The TIJuAVA system would need to be implemented as a Java two-pass compiler. Basically, the first pass finds all variable names that need to have a type inferred, and then walks through the information it’s got, basic on method signatures and methods called on the variable. In almost all cases it will be possible to come to one conclusion on which type to use. The compiler would then generate regular Java byte code, basically the same bytecode that would have been generated had you written the types by hand.

Of course, most people use IDE’s to write code nowadays. Wizards and code generators and what not. So why something like this? Well, even though your IDE writes your code for you, it is still there, and you still have to understand it at some level. If not when writing, you would still need to read it. And boy does type declarations clutter things. Especially generics. And here is one interesting tidbit. Generic types would also be possible to infer in most cases.

Another thing that could be easily added is some kind of in-place literal syntax for lists and maps. This would be more like a macro feature, but the list syntax would mostly just be a call to Array.asList, which isn’t to bad.

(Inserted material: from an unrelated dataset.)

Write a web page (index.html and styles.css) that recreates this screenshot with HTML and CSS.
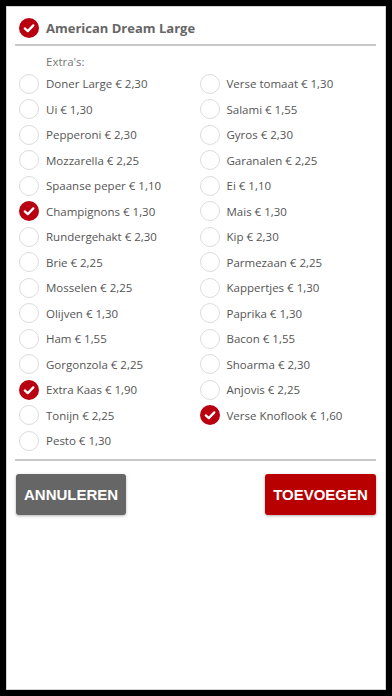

An objection that I anticipate is from people who think that the code will be less readable by removing the type pointers. This should be more of a problem when you have large methods, but everyone these days use refactorings so they won’t have methods with a LOC over 20. And if that’s the case, the local variables should be easily understood by the operations that are used on them.

So. Someday, when I have time, this may be reality. If anyone is interested, that is.